Yes. The following all qualify as "superstitious" examples, i.e., they shouldn't make any difference, and, indeed, they did not:

#define memNewStr(S) (strcpy((malloc(sizeof(char)*(strlen(S)+1))),S))
#define memNewStr(S) strcpy(((char *)malloc(sizeof(char)*(strlen(S)+1))),S)
#define memNewStr(S) (strcpy(((char *)malloc(sizeof(char)*(strlen(S)+1))),S))
#define memNewStr(S) strcpy((char *)malloc(sizeof(char)*(strlen(S)+1)),S)
#define memNewStr(S) (char *)strcpy((char *)malloc(sizeof(char)*(strlen(S)+1)),S)
#define memNewStr(S) (char *)(strcpy((char *)malloc(sizeof(char)*(strlen(S)+1)),S))
#define memNewStr(S) ((char *)(strcpy((char *)malloc(sizeof(char)*(strlen(S)+1)),S)))

Rick Pember

0 Kudos
4 Replies
Black Belt
I think the problem relates to changes where sizeof(T) is unknown at the point of the optimization.

Try this:

inline T* memNew(size_t N)
   return (T*)malloc(N*sizeof(T)); // replace malloc with your allocator

#define memNewStr(S)        strcpy(memNew(strlen(S)+1),S)

This will defer inline optimization until after sizeof(T) is known.

Also consider creating a template "memNewCopy" thatprovides a generic new and copy operation.

I haven't tested the above code. I've experienced similar problems where sizeof(X) is unkown at some places in optimization.

Jim Dempsey
Thanks. I'm going to have to dust off my C++ skills to try it -- even though we use icc, we're a strictly C shop.

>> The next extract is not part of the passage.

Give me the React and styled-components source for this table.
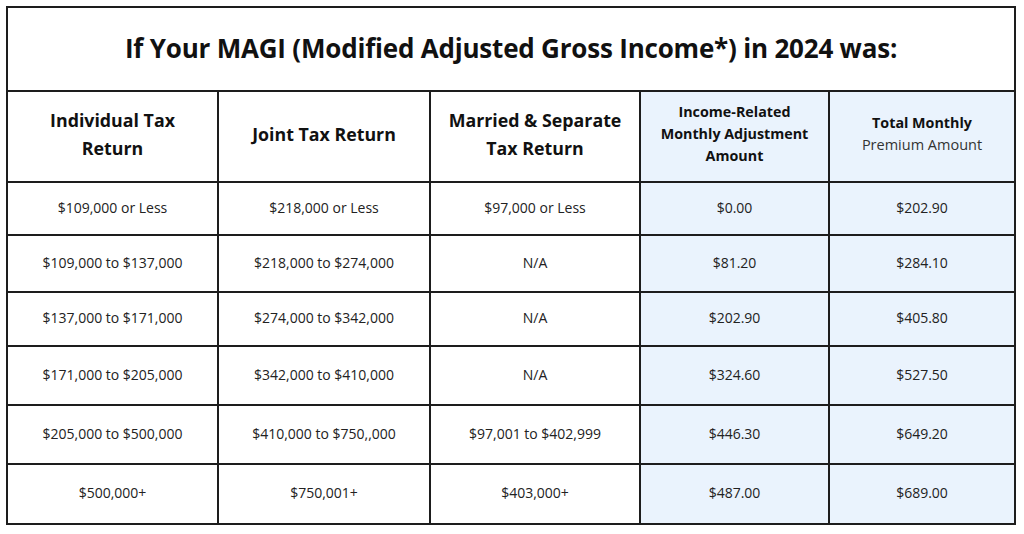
import React from "react";
import styled, { createGlobalStyle } from "styled-components";

const Global = createGlobalStyle`
  html, body { margin: 0; padding: 0; background: #fff; }
  body { font-family: "Open Sans", "Noto Sans", sans-serif; color: #1c1c1c; }
`;

const Page = styled.div`
  width: 1024px;
  height: 534px;
  padding: 6px 0 0 6px;
  box-sizing: border-box;
`;

const Table = styled.table`
  width: 1008px;
  border-collapse: collapse;
  table-layout: fixed;
  border: 2px solid #1d1d1d;
`;

const Row = styled.tr`
  height: ${(p) => p.$h}px;
`;

const TitleCell = styled.th`
  padding: 0 0 2px;
  border: 2px solid #1d1d1d;
  font-size: 26px;
  font-weight: 700;
  letter-spacing: -0.2px;
  color: #111;
  text-align: center;
`;

const HeadCell = styled.th`
  padding: 0 6px 5px;
  border: 2px solid #1d1d1d;
  background: ${(p) => (p.$shaded ? "#eaf3fd" : "#fff")};
  font-size: ${(p) => (p.$small ? "14.3px" : "17.8px")};
  line-height: ${(p) => (p.$small ? "22px" : "28px")};
  font-weight: 700;
  color: #111;
  text-align: center;
  vertical-align: middle;
`;

const Light = styled.span`
  display: block;
  font-weight: 400;
  font-size: 14.5px;
  color: #333;
`;

const Cell = styled.td`
  padding: 0 6px 3px;
  border: 2px solid #1d1d1d;
  background: ${(p) => (p.$shaded ? "#eaf3fd" : "#fff")};
  font-size: 14px;
  color: #222;
  text-align: center;
  vertical-align: middle;
`;

const rows = [
  { h: 53, c: ["$109,000 or Less", "$218,000 or Less", "$97,000 or Less", "$0.00", "$202.90"] },
  { h: 57, c: ["$109,000 to $137,000", "$218,000 to $274,000", "N/A", "$81.20", "$284.10"] },
  { h: 54, c: ["$137,000 to $171,000", "$274,000 to $342,000", "N/A", "$202.90", "$405.80"] },
  { h: 59, c: ["$171,000 to $205,000", "$342,000 to $410,000", "N/A", "$324.60", "$527.50"] },
  { h: 59, c: ["$205,000 to $500,000", "$410,000 to $750,,000", "$97,001 to $402,999", "$446.30", "$649.20"] },
  { h: 60, c: ["$500,000+", "$750,001+", "$403,000+", "$487.00", "$689.00"] },
];

export default function App() {
  return (
    <Page>
      <Global />
      <Table>
        <colgroup>
          <col style={{ width: 211 }} />
          <col style={{ width: 212 }} />
          <col style={{ width: 210 }} />
          <col style={{ width: 189 }} />
          <col style={{ width: 186 }} />
        </colgroup>
        <thead>
          <Row $h={84}>
            <TitleCell colSpan={5}>
              If Your MAGI (Modified Adjusted Gross Income*) in 2024 was:
            </TitleCell>
          </Row>
          <Row $h={91}>
            <HeadCell>Individual Tax<br />Return</HeadCell>
            <HeadCell>Joint Tax Return</HeadCell>
            <HeadCell>Married &amp; Separate<br />Tax Return</HeadCell>
            <HeadCell $shaded $small>
              Income-Related<br />Monthly Adjustment<br />Amount
            </HeadCell>
            <HeadCell $shaded $small>
              Total Monthly
              <Light>Premium Amount</Light>
            </HeadCell>
          </Row>
        </thead>
        <tbody>
          {rows.map((r, i) => (
            <Row key={i} $h={r.h}>
              {r.c.map((v, j) => (
                <Cell key={j} $shaded={j > 2}>
                  {v}
                </Cell>
              ))}
            </Row>
          ))}
        </tbody>
      </Table>
    </Page>
  );
}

What puzzles me though is why the version 9 compiler optimizes the code I attached correctly but the version 10 does not.
Black Belt
This comment does not bear directly on the optimizer bug that you have brought up but, surely, part of the lore one finds in old C shops tells us that the macro definition

#define memNew(T,N) (T*)malloc(N*sizeof(T))

creates a bug waiting to be born. Please use

#define memNew(T,N) (T*)malloc((N)*sizeof(T))

instead. (Hint: what will happen with your original macro if it is invoked as, say, 'memNew(float,m+2)' ?
Good point, but I think the actual posted test case has the required parens. I do see the described behavior (or misbehavior) with the 10.0 compiler, but it works as desired with the current compiler, 11.1. If feasible, I would recommend updating to the latest version.